Its success in France, which has a particularly strong home-grown food culture, is an instructive example of how deftly McDonald’s adapts to different cultural environments. Currently, France is McDonald’s second most profitable territory – and it was embroiled in a row at the end of last year over how much additional profit it had made since VAT was reduced in the sector.
McDonald’s entered the French market in 1979 and has grown its estate to more than 800 franchised sites. Its rival Burger King entered the French market in 1981 and grew to 39 sites in 1997 and then withdrew from the market completely. The difference in fortunes can be directly linked by the decision by McDonald’s to flex its French offer based on a firm understanding of the local market vagaries - while Burger King parachuted its US trading format unmodified into France.
The first smart move by McDonald’s was to tailor its offer to the structural challenges of the market.
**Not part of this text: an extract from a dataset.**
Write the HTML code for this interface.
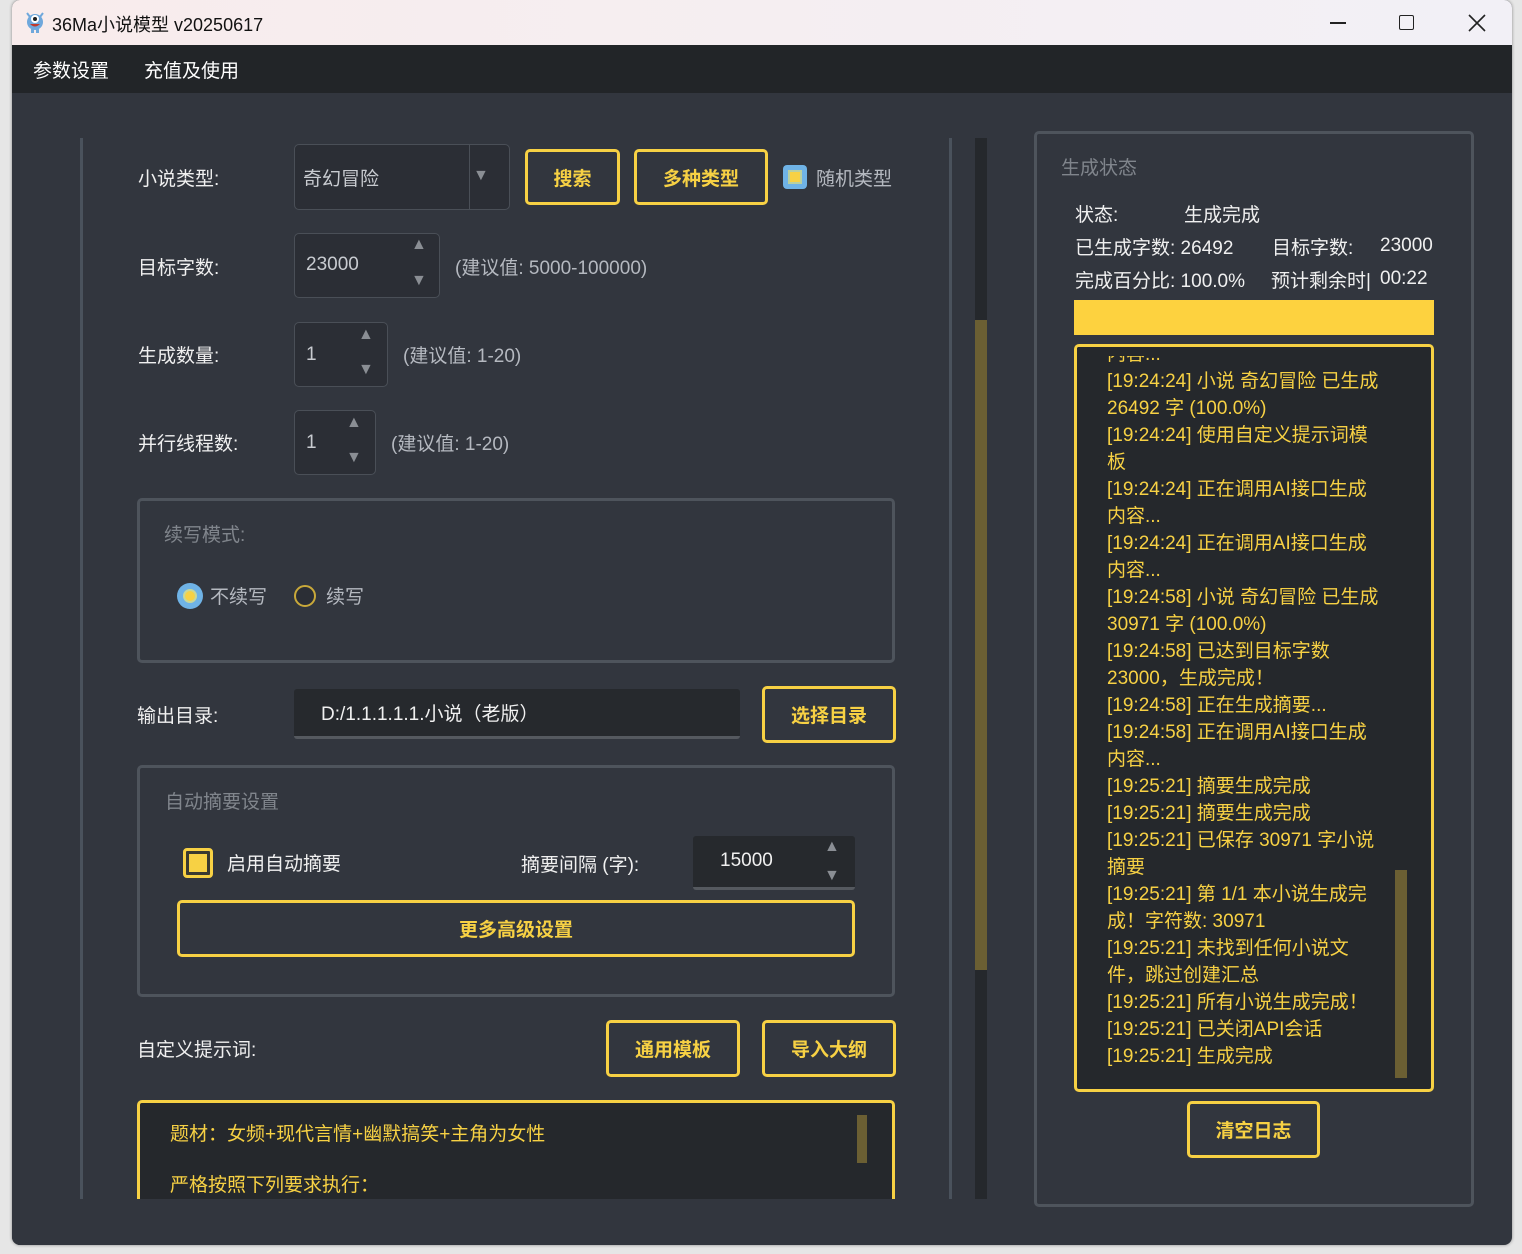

French consumers eat only 10% of their meals outside of the home – around 25% of the US figure and several times smaller than UK frequency. The French also tend not to snack between meals. However, the counterpoint is that they take longer to eat main meals and spend more. McDonald’s channeled staff hours towards main meal occasions and installed electronic ordering kiosks for other occasions – they are used by one in three customers that visit its restaurants. It pushed labour that was saved into table service that focused on up-selling of coffee and desserts. The outcome is that French customers spend an average of $15 per McDonald’s visit, which is four times the equivalent US spend.
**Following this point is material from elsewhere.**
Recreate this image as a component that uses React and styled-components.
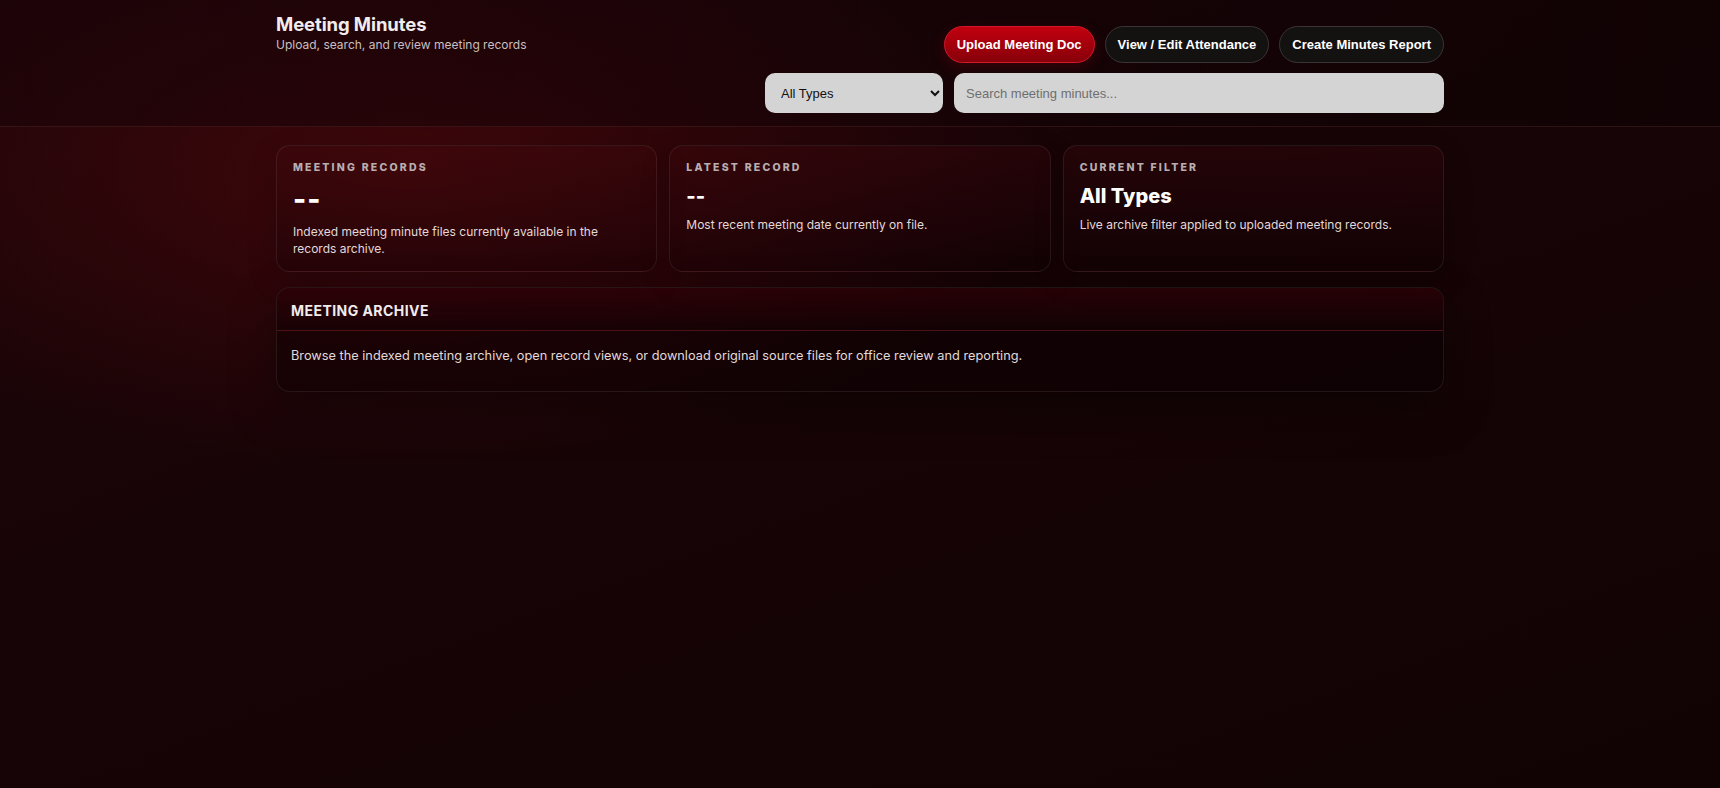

McDonald’s has also pushed hard to bolster its quieter day-part periods by offering high quality coffee and pastries, supplied by the Holder Group which operates Paul and Laduree sites. It was clever positioning that further softened the hard edges of its otherwise formica-topped offer in a way that played to French tastes. In 2011, McDonald’s took another smart step by applying some of the success that Panera Bread has enjoyed around fresh-baked bread in the US. The company introduced baguettes supplied again by Holder but baked on the premises. The French consume nine times more traditional sandwiches than hamburgers – and more than 70% of all sandwiches consumed in France are baguettes. A McDonald’s executive has described the adoption of baguettes as a response to “natural demand” within the market. Even more radical was the opening of a McSalad concept store at La Defense, a giant Paris office park where burger, fries and shakes are banished. The site is aimed at the tens of thousands of local office workers whose taste are upscale and who want to maximise their lunch breaks by ordering from their desks.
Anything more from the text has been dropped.